_Problem:_ Say the number of lines containing the string "components", and say nothing else.

....................

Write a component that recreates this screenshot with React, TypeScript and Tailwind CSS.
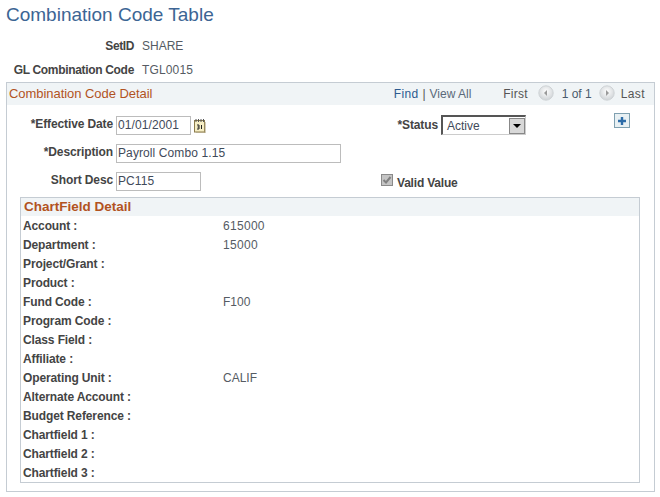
const font = "font-['Liberation_Sans',Arial,sans-serif]";

const fields: [string, string][] = [
  ["Account :", "615000"],
  ["Department :", "15000"],
  ["Project/Grant :", ""],
  ["Product :", ""],
  ["Fund Code :", "F100"],
  ["Program Code :", ""],
  ["Class Field :", ""],
  ["Affiliate :", ""],
  ["Operating Unit :", "CALIF"],
  ["Alternate Account :", ""],
  ["Budget Reference :", ""],
  ["Chartfield 1 :", ""],
  ["Chartfield 2 :", ""],
  ["Chartfield 3 :", ""],
];

function Nav({ dir }: { dir: "l" | "r" }) {
  return (
    <svg width="16" height="16" viewBox="0 0 16 16" className="shrink-0 -mt-[3px]">
      <defs>
        <radialGradient id={`g${dir}`} cx="0.5" cy="0.4" r="0.6">
          <stop offset="0" stopColor="#ffffff" />
          <stop offset="1" stopColor="#cfd3d6" />
        </radialGradient>
      </defs>
      <circle cx="8" cy="8" r="7.2" fill={`url(#g${dir})`} stroke="#cfd3d6" />
      {dir === "l" ? <path d="M9 5 L6 8 L9 11 Z" fill="#9a9a9a" /> : <path d="M7 5 L10 8 L7 11 Z" fill="#9a9a9a" />}
    </svg>
  );
}

function Label({ children, className = "" }: { children: string; className?: string }) {
  return <span className={`font-bold text-[12px] leading-[14px] text-[#444444] whitespace-nowrap tracking-[-0.12px] ${className}`}>{children}</span>;
}

function Field({ value, w }: { value: string; w: string }) {
  return (
    <div className={`${w} h-[19px] border border-[#bcbcbc] bg-white pl-[1px] text-[12px] leading-[17px] tracking-[0.1px] text-[#3f4a5a]`}>{value}</div>
  );
}

export default function App() {
  return (
    <div className={`${font} w-[660px] h-[497px] bg-white overflow-hidden text-[12px] text-[#555]`}>
      <h1 className="pl-[6px] pt-[4px] h-[36px] text-[19px] leading-[22px] font-normal text-[#3c6594]">Combination Code Table</h1>

      <div className="flex flex-col gap-[10px] pt-[3px] pl-[6px]">
        <div className="flex items-center h-[14px]">
          <Label className="w-[128px] text-right !tracking-[-0.4px]">SetID</Label>
          <span className="ml-[8px] text-[#555b63] leading-[14px]">SHARE</span>
        </div>
        <div className="flex items-center h-[14px]">
          <Label className="w-[128px] text-right !tracking-[-0.32px]">GL Combination Code</Label>
          <span className="ml-[8px] text-[#555b63] leading-[14px] tracking-[0.15px]">TGL0015</span>
        </div>
      </div>

      <div className="mt-[5px] ml-[6px] w-[649px] h-[410px] border border-[#c5ccd3]">
        <div className="h-[22px] bg-[#f0f4f6] flex items-center pl-[2px] pr-[9px]">
          <span className="text-[13px] tracking-[-0.05px] text-[#b2531f]">Combination Code Detail</span>
          <div className="ml-auto flex items-center">
            <span className="text-[#2c5a8f] tracking-[0.3px]">Find</span>
            <span className="text-[#555] mx-[4px]">|</span>
            <span className="text-[#5b6a7a]">View All</span>
            <span className="ml-[32px] text-[#555] tracking-[0.2px]">First</span>
            <span className="ml-[10px] flex"><Nav dir="l" /></span>
            <span className="ml-[8px] text-[#4a5a6c]">1 of 1</span>
            <span className="ml-[7px] flex"><Nav dir="r" /></span>
            <span className="ml-[6px] text-[#555] tracking-[0.4px]">Last</span>
          </div>
        </div>

        <div className="grid grid-cols-[106px_262px_1fr] gap-x-[3px] gap-y-[9px] pt-[11px] grid-rows-[19px_19px_19px]">
          <Label className="text-right self-start pt-[1px]">*Effective Date</Label>
          <div className="flex items-center gap-[3px]">
            <Field value="01/01/2001" w="w-[75px]" />
            <svg width="12" height="14" viewBox="0 0 12 14">
              <rect x="0.5" y="1.5" width="10" height="11.5" fill="#f6eec4" stroke="#8a7a4a" />
              <path d="M11 3v11H2" fill="none" stroke="#a89a70" />
              <path d="M2 0v3M4.5 0v3M7 0v3M9.5 0v3" stroke="#555" />
              <path d="M3 6h2v2H3.5M5 8v2H3M7.5 6v4" fill="none" stroke="#222" />
            </svg>
          </div>
          <div className="flex items-center -mt-[1px]">
            <Label className="w-[57px] text-right -mt-[1px]">*Status</Label>
            <div className="ml-[3px] w-[85px] h-[20px] border-t-2 border-l-2 border-b border-r border-t-[#555] border-l-[#555] border-b-[#ccc] border-r-[#ccc] flex items-center justify-between pl-[4px] text-[#3f4a5a] leading-[14px]">
              <span>Active</span>
              <div className="w-[16px] h-[16px] bg-[#d8d8d8] border border-[#888] flex items-center justify-center">
                <div className="w-0 h-0 border-x-[4px] border-x-transparent border-t-[4px] border-t-black" />
              </div>
            </div>
            <div className="ml-[88px] -mt-[9px] w-[16px] h-[15px] border border-[#7fa0b0] bg-[#e8f0f3] flex items-center justify-center">
              <svg width="10" height="10" viewBox="0 0 10 10"><path d="M5 1v8M1 5h8" stroke="#2d6ca8" strokeWidth="2.4" /></svg>
            </div>
          </div>

          <Label className="text-right self-start pt-[1px]">*Description</Label>
          <Field value="Payroll Combo 1.15" w="w-[225px]" />
          <div />

          <Label className="text-right self-start pt-[1px]">Short Desc</Label>
          <Field value="PC115" w="w-[85px]" />
          <div className="flex items-center gap-[4px]">
            <div className="w-[12px] h-[12px] -mt-[3px] bg-[#c4c4c4] border border-[#8a8a8a] flex items-center justify-center">
              <svg width="10" height="10" viewBox="0 0 10 10"><path d="M1.5 5l2.5 2.5L8.5 2" fill="none" stroke="#808080" strokeWidth="2" /></svg>
            </div>
            <Label className="text-[#4a5563] mt-[2px] !tracking-[-0.2px]">Valid Value</Label>
          </div>
        </div>

        <div className="mt-[6px] ml-[13px] w-[620px] h-[286px] border border-[#c5ccd3]">
          <div className="h-[18px] bg-[#f0f4f6] pl-[3px] text-[13.5px] font-bold leading-[18px] text-[#b2531f]">ChartField Detail</div>
          <div className="flex flex-col">
            {fields.map(([k, v]) => (
              <div key={k} className="flex items-center h-[19px]">
                <Label className="w-[202px] pl-[2px]">{k}</Label>
                <span className={`text-[#555b63] ${/^\d/.test(v) ? "tracking-[0.3px]" : ""}`}>{v}</span>
              </div>
            ))}
          </div>
        </div>
      </div>
    </div>
  );
}
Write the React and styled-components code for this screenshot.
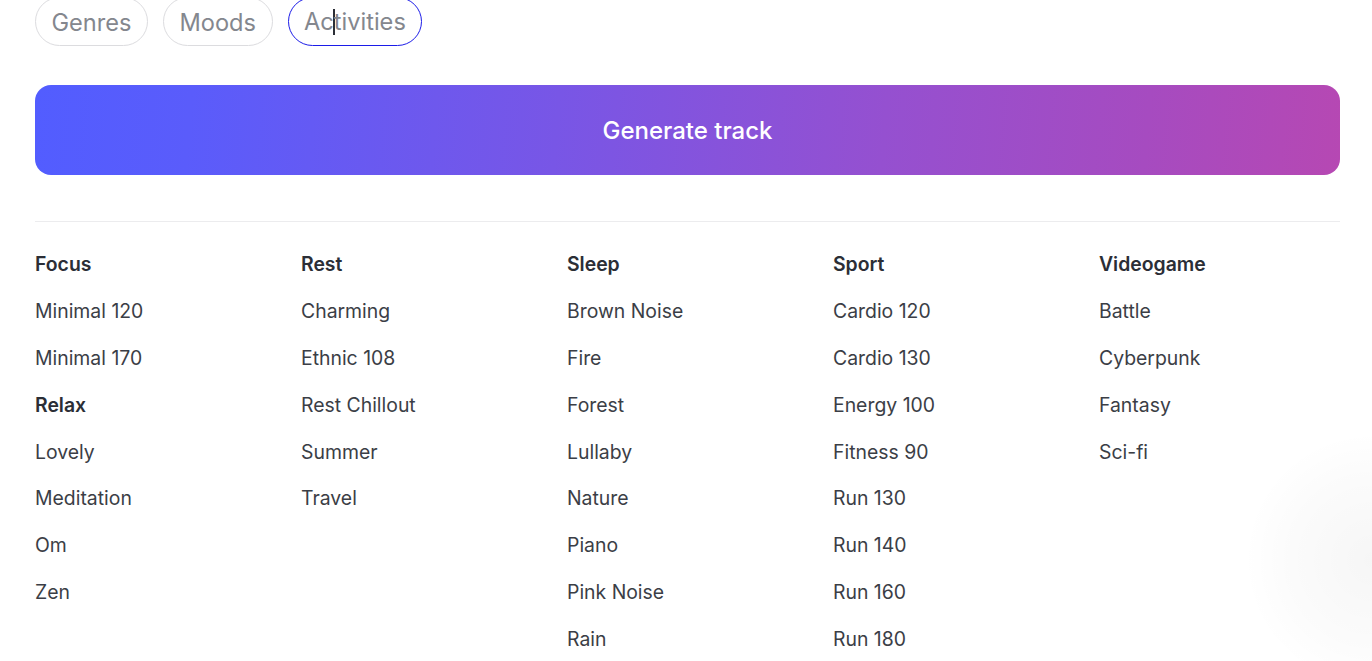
import React from "react";
import styled, { createGlobalStyle } from "styled-components";

const GlobalStyle = createGlobalStyle`
  html, body {
    margin: 0;
    padding: 0;
    background: #ffffff;
    font-family: Inter, "Noto Sans", "Liberation Sans", sans-serif;
    overflow: hidden;
  }
`;

const Page = styled.div`
  position: relative;
  width: 1372px;
  height: 661px;
  overflow: hidden;
  box-sizing: border-box;
  padding: 0 32px 0 35px;
`;

const Tabs = styled.div`
  display: flex;
  gap: 15px;
  margin-top: -3px;
`;

const Pill = styled.button`
  position: relative;
  height: 49px;
  padding: 2px 15.5px 0;
  border-radius: 25px;
  border: 1px solid ${(p) => (p.$active ? "#1c1ce8" : "#dcdcdf")};
  background: #fff;
  color: #84878e;
  font-family: inherit;
  font-size: 23.6px;
  font-weight: 400;
  line-height: 1;
  cursor: pointer;
`;

const Caret = styled.span`
  display: inline-block;
  width: 2px;
  height: 26px;
  background: #2b2e36;
  vertical-align: middle;
  margin: -4px -1px 0 -1px;
`;

const GenerateButton = styled.button`
  display: block;
  width: 100%;
  height: 90px;
  margin-top: 39px;
  border: none;
  border-radius: 16px;
  background: linear-gradient(95deg, #525dff 0%, #5a5cfb 12%, #7856e6 40%, #9550d0 65%, #a64bc0 85%, #b648b3 100%);
  color: #fff;
  font-family: inherit;
  font-size: 24px;
  font-weight: 500;
  cursor: pointer;
`;

const Divider = styled.hr`
  border: none;
  border-top: 1px solid #ececee;
  margin: 46px 0 0;
`;

const Grid = styled.div`
  display: grid;
  grid-template-columns: repeat(5, 266px);
  padding-top: 30px;
`;

const Column = styled.div`
  display: flex;
  flex-direction: column;
`;

const Row = styled.div`
  height: 46.9px;
  font-size: 19.4px;
  line-height: 24px;
  color: ${(p) => (p.$head ? "#2b2e36" : "#3b3e46")};
  font-weight: ${(p) => (p.$head ? 600 : 400)};
  white-space: nowrap;
`;

const Glow = styled.div`
  position: absolute;
  right: -130px;
  top: 430px;
  width: 260px;
  height: 260px;
  border-radius: 50%;
  background: radial-gradient(circle, rgba(0, 0, 0, 0.035) 0%, rgba(0, 0, 0, 0.015) 45%, rgba(0, 0, 0, 0) 70%);
  pointer-events: none;
`;

const columns = [
  [
    { t: "Focus", h: true },
    { t: "Minimal 120" },
    { t: "Minimal 170" },
    { t: "Relax", h: true },
    { t: "Lovely" },
    { t: "Meditation" },
    { t: "Om" },
    { t: "Zen" },
  ],
  [
    { t: "Rest", h: true },
    { t: "Charming" },
    { t: "Ethnic 108" },
    { t: "Rest Chillout" },
    { t: "Summer" },
    { t: "Travel" },
  ],
  [
    { t: "Sleep", h: true },
    { t: "Brown Noise" },
    { t: "Fire" },
    { t: "Forest" },
    { t: "Lullaby" },
    { t: "Nature" },
    { t: "Piano" },
    { t: "Pink Noise" },
    { t: "Rain" },
  ],
  [
    { t: "Sport", h: true },
    { t: "Cardio 120" },
    { t: "Cardio 130" },
    { t: "Energy 100" },
    { t: "Fitness 90" },
    { t: "Run 130" },
    { t: "Run 140" },
    { t: "Run 160" },
    { t: "Run 180" },
  ],
  [
    { t: "Videogame", h: true },
    { t: "Battle" },
    { t: "Cyberpunk" },
    { t: "Fantasy" },
    { t: "Sci-fi" },
  ],
];

export default function App() {
  return (
    <>
      <GlobalStyle />
      <Page>
        <Tabs>
          <Pill>Genres</Pill>
          <Pill>Moods</Pill>
          <Pill $active>
            Ac
            <Caret />
            tivities
          </Pill>
        </Tabs>
        <GenerateButton>Generate track</GenerateButton>
        <Divider />
        <Grid>
          {columns.map((col, i) => (
            <Column key={i}>
              {col.map((item) => (
                <Row key={item.t} $head={item.h}>
                  {item.t}
                </Row>
              ))}
            </Column>
          ))}
        </Grid>
        <Glow />
      </Page>
    </>
  );
}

....................

_Result for this exercise:_ 2